- Short exercise
All of the data should be repeated exactly; pictures are not part of the copy.

- Stored data
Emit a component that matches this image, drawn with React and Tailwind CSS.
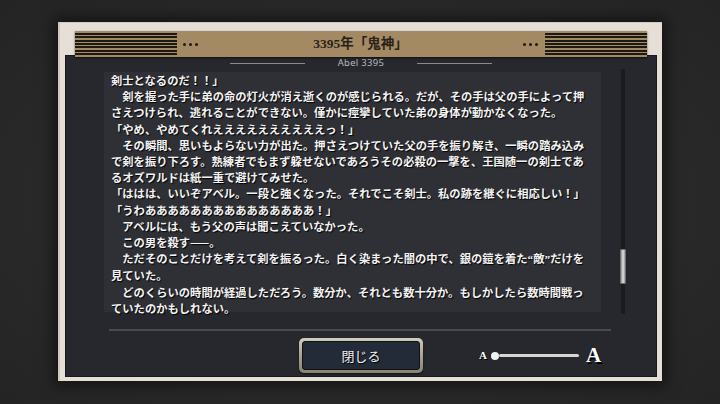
import React from "react";

const storyLines = [
  "剣士となるのだ！！」",
  "　剣を握った手に弟の命の灯火が消え逝くのが感じられる。だが、その手は父の手によって押",
  "さえつけられ、逃れることができない。僅かに痙攣していた弟の身体が動かなくなった。",
  "「やめ、やめてくれええええええええええっ！」",
  "　その瞬間、思いもよらない力が出た。押さえつけていた父の手を振り解き、一瞬の踏み込み",
  "で剣を振り下ろす。熟練者でもまず躱せないであろうその必殺の一撃を、王国随一の剣士であ",
  "るオズワルドは紙一重で避けてみせた。",
  "「ははは、いいぞアベル。一段と強くなった。それでこそ剣士。私の跡を継ぐに相応しい！」",
  "「うわあああああああああああああああ！」",
  "　アベルには、もう父の声は聞こえていなかった。",
  "　この男を殺す——。",
  null, // line with the quoted word, rendered below
  "見ていた。",
  "　どのくらいの時間が経過しただろう。数分か、それとも数十分か。もしかしたら数時間戦っ",
  "ていたのかもしれない。",
];

const Stripes = () => (
  <div className="w-[102px] h-[24px] flex flex-col justify-between py-[1px]">
    {[0, 1, 2, 3, 4, 5, 6].map((i) => (
      <div key={i} className="h-[2px] bg-[#1d1915]" />
    ))}
  </div>
);

const Dots = () => (
  <div className="flex gap-[3px]">
    <div className="w-[3px] h-[3px] rounded-full bg-[#1f1a14]" />
    <div className="w-[3px] h-[3px] rounded-full bg-[#1f1a14]" />
    <div className="w-[3px] h-[3px] rounded-full bg-[#1f1a14]" />
  </div>
);

const serif = { fontFamily: '"Liberation Serif", serif' };

export default function App() {
  return (
    <div className="w-[720px] h-[404px] overflow-hidden bg-[radial-gradient(ellipse_at_center,#313131_0%,#2a2a2a_55%,#242424_100%)] flex justify-center pt-[22px]">
      {/* outer beige frame */}
      <div className="w-[604px] h-[359px] bg-[#e5dfd8] border-l-2 border-t border-[#cfc9c2] shadow-[0_0_14px_4px_rgba(0,0,0,0.55)] flex flex-col pt-[8px] px-[5px] pb-[4px]">
        {/* header bar */}
        <div className="relative z-10 mx-[10px] h-[26px] bg-[#a38a62] flex items-center shadow-[0_1px_2px_rgba(0,0,0,0.6)]">
          <Stripes />
          <div className="ml-[6px]">
            <Dots />
          </div>
          <div
            className="flex-1 text-center text-[13.5px] leading-none text-[#2a2218] font-semibold"
            style={{ fontFamily: '"Liberation Serif", "Noto Sans CJK JP", serif' }}
          >
            3395年「鬼神」
          </div>
          <div className="mr-[7px]">
            <Dots />
          </div>
          <Stripes />
        </div>

        {/* dark content panel */}
        <div className="flex-1 -mt-[2px] bg-[#26282d] border border-[#18191c] flex flex-col">
          {/* speaker */}
          <div className="h-[12px] mt-[1px] flex items-center justify-center gap-[33px]">
            <div className="w-[75px] h-px bg-[#8c8c8c]" />
            <span
              className="text-[9.5px] leading-none text-[#b4b8bd] tracking-[0.3px]"
              style={{ fontFamily: '"Noto Sans", sans-serif' }}
            >
              Abel 3395
            </span>
            <div className="w-[75px] h-px bg-[#8c8c8c]" />
          </div>

          {/* story text + scrollbar */}
          <div className="flex mt-[3px]">
            <div
              className="ml-[38px] w-[497px] h-[240px] bg-[#2e3036] pl-[7px] text-[11.3px] leading-[16.2px] text-[#f3f3f3] font-bold [text-shadow:1px_1px_1px_#000]"
              style={{ fontFamily: '"Noto Sans CJK JP", sans-serif' }}
            >
              {storyLines.map((line, i) =>
                line === null ? (
                  <div key={i} className="whitespace-nowrap">
                    {"　ただそのことだけを考えて剣を振るった。白く染まった闇の中で、銀の鎧を着た"}
                    <span style={serif}>“</span>
                    {"敵"}
                    <span style={serif}>”</span>
                    {"だけを"}
                  </div>
                ) : (
                  <div key={i} className="whitespace-nowrap">
                    {line}
                  </div>
                )
              )}
            </div>
            <div className="ml-[19px] -mt-[3px] w-[6px] h-[245px] flex justify-center relative">
              <div className="w-[4px] h-full bg-[#1a1b1e]" />
              <div className="absolute left-0 top-[180px] w-[6px] h-[35px] rounded-[1px] bg-gradient-to-r from-[#8e8e8e] via-[#e2e2e2] to-[#9a9a9a] border border-[#6c6c6c]" />
            </div>
          </div>

          {/* separator */}
          <div className="ml-[43px] w-[502px] h-[2px] bg-[#474b51] mt-[15px]" />

          {/* bottom controls */}
          <div className="grid grid-cols-[1fr_auto_1fr] items-center mt-[7px]">
            <div />
            <div className="w-[124px] h-[35px] p-[3px] rounded-[5px] bg-gradient-to-b from-[#d2ccba] via-[#aaa391] to-[#8a8372] shadow-[0_1px_2px_rgba(0,0,0,0.6)]">
              <div
                className="w-full h-full rounded-[3px] bg-[#232a38] border border-[#0f1219] flex items-center justify-center text-[13px] text-[#f0f0f0] [text-shadow:1px_1px_1px_#000]"
                style={{ fontFamily: '"Noto Sans CJK JP", sans-serif' }}
              >
                閉じる
              </div>
            </div>
            <div className="flex items-center ml-[56px]">
              <span
                className="text-[11px] font-bold text-white leading-none [text-shadow:1px_1px_0_#000]"
                style={serif}
              >
                A
              </span>
              <div className="ml-[4px] w-[8px] h-[8px] rounded-full bg-[#f2f2f2]" />
              <div className="w-[80px] h-[3px] rounded-full bg-[#d6d6d6]" />
              <span
                className="ml-[7px] text-[21px] font-bold text-white leading-none [text-shadow:1.5px_1.5px_0_#000]"
                style={serif}
              >
                A
              </span>
            </div>
          </div>
        </div>
      </div>
    </div>
  );
}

- Response
Emit a component that matches this image, drawn with React and Tailwind CSS.
import React from "react";

const storyLines = [
  "剣士となるのだ！！」",
  "　剣を握った手に弟の命の灯火が消え逝くのが感じられる。だが、その手は父の手によって押",
  "さえつけられ、逃れることができない。僅かに痙攣していた弟の身体が動かなくなった。",
  "「やめ、やめてくれええええええええええっ！」",
  "　その瞬間、思いもよらない力が出た。押さえつけていた父の手を振り解き、一瞬の踏み込み",
  "で剣を振り下ろす。熟練者でもまず躱せないであろうその必殺の一撃を、王国随一の剣士であ",
  "るオズワルドは紙一重で避けてみせた。",
  "「ははは、いいぞアベル。一段と強くなった。それでこそ剣士。私の跡を継ぐに相応しい！」",
  "「うわあああああああああああああああ！」",
  "　アベルには、もう父の声は聞こえていなかった。",
  "　この男を殺す——。",
  null, // line with the quoted word, rendered below
  "見ていた。",
  "　どのくらいの時間が経過しただろう。数分か、それとも数十分か。もしかしたら数時間戦っ",
  "ていたのかもしれない。",
];

const Stripes = () => (
  <div className="w-[102px] h-[24px] flex flex-col justify-between py-[1px]">
    {[0, 1, 2, 3, 4, 5, 6].map((i) => (
      <div key={i} className="h-[2px] bg-[#1d1915]" />
    ))}
  </div>
);

const Dots = () => (
  <div className="flex gap-[3px]">
    <div className="w-[3px] h-[3px] rounded-full bg-[#1f1a14]" />
    <div className="w-[3px] h-[3px] rounded-full bg-[#1f1a14]" />
    <div className="w-[3px] h-[3px] rounded-full bg-[#1f1a14]" />
  </div>
);

const serif = { fontFamily: '"Liberation Serif", serif' };

export default function App() {
  return (
    <div className="w-[720px] h-[404px] overflow-hidden bg-[radial-gradient(ellipse_at_center,#313131_0%,#2a2a2a_55%,#242424_100%)] flex justify-center pt-[22px]">
      {/* outer beige frame */}
      <div className="w-[604px] h-[359px] bg-[#e5dfd8] border-l-2 border-t border-[#cfc9c2] shadow-[0_0_14px_4px_rgba(0,0,0,0.55)] flex flex-col pt-[8px] px-[5px] pb-[4px]">
        {/* header bar */}
        <div className="relative z-10 mx-[10px] h-[26px] bg-[#a38a62] flex items-center shadow-[0_1px_2px_rgba(0,0,0,0.6)]">
          <Stripes />
          <div className="ml-[6px]">
            <Dots />
          </div>
          <div
            className="flex-1 text-center text-[13.5px] leading-none text-[#2a2218] font-semibold"
            style={{ fontFamily: '"Liberation Serif", "Noto Sans CJK JP", serif' }}
          >
            3395年「鬼神」
          </div>
          <div className="mr-[7px]">
            <Dots />
          </div>
          <Stripes />
        </div>

        {/* dark content panel */}
        <div className="flex-1 -mt-[2px] bg-[#26282d] border border-[#18191c] flex flex-col">
          {/* speaker */}
          <div className="h-[12px] mt-[1px] flex items-center justify-center gap-[33px]">
            <div className="w-[75px] h-px bg-[#8c8c8c]" />
            <span
              className="text-[9.5px] leading-none text-[#b4b8bd] tracking-[0.3px]"
              style={{ fontFamily: '"Noto Sans", sans-serif' }}
            >
              Abel 3395
            </span>
            <div className="w-[75px] h-px bg-[#8c8c8c]" />
          </div>

          {/* story text + scrollbar */}
          <div className="flex mt-[3px]">
            <div
              className="ml-[38px] w-[497px] h-[240px] bg-[#2e3036] pl-[7px] text-[11.3px] leading-[16.2px] text-[#f3f3f3] font-bold [text-shadow:1px_1px_1px_#000]"
              style={{ fontFamily: '"Noto Sans CJK JP", sans-serif' }}
            >
              {storyLines.map((line, i) =>
                line === null ? (
                  <div key={i} className="whitespace-nowrap">
                    {"　ただそのことだけを考えて剣を振るった。白く染まった闇の中で、銀の鎧を着た"}
                    <span style={serif}>“</span>
                    {"敵"}
                    <span style={serif}>”</span>
                    {"だけを"}
                  </div>
                ) : (
                  <div key={i} className="whitespace-nowrap">
                    {line}
                  </div>
                )
              )}
            </div>
            <div className="ml-[19px] -mt-[3px] w-[6px] h-[245px] flex justify-center relative">
              <div className="w-[4px] h-full bg-[#1a1b1e]" />
              <div className="absolute left-0 top-[180px] w-[6px] h-[35px] rounded-[1px] bg-gradient-to-r from-[#8e8e8e] via-[#e2e2e2] to-[#9a9a9a] border border-[#6c6c6c]" />
            </div>
          </div>

          {/* separator */}
          <div className="ml-[43px] w-[502px] h-[2px] bg-[#474b51] mt-[15px]" />

          {/* bottom controls */}
          <div className="grid grid-cols-[1fr_auto_1fr] items-center mt-[7px]">
            <div />
            <div className="w-[124px] h-[35px] p-[3px] rounded-[5px] bg-gradient-to-b from-[#d2ccba] via-[#aaa391] to-[#8a8372] shadow-[0_1px_2px_rgba(0,0,0,0.6)]">
              <div
                className="w-full h-full rounded-[3px] bg-[#232a38] border border-[#0f1219] flex items-center justify-center text-[13px] text-[#f0f0f0] [text-shadow:1px_1px_1px_#000]"
                style={{ fontFamily: '"Noto Sans CJK JP", sans-serif' }}
              >
                閉じる
              </div>
            </div>
            <div className="flex items-center ml-[56px]">
              <span
                className="text-[11px] font-bold text-white leading-none [text-shadow:1px_1px_0_#000]"
                style={serif}
              >
                A
              </span>
              <div className="ml-[4px] w-[8px] h-[8px] rounded-full bg-[#f2f2f2]" />
              <div className="w-[80px] h-[3px] rounded-full bg-[#d6d6d6]" />
              <span
                className="ml-[7px] text-[21px] font-bold text-white leading-none [text-shadow:1.5px_1.5px_0_#000]"
                style={serif}
              >
                A
              </span>
            </div>
          </div>
        </div>
      </div>
    </div>
  );
}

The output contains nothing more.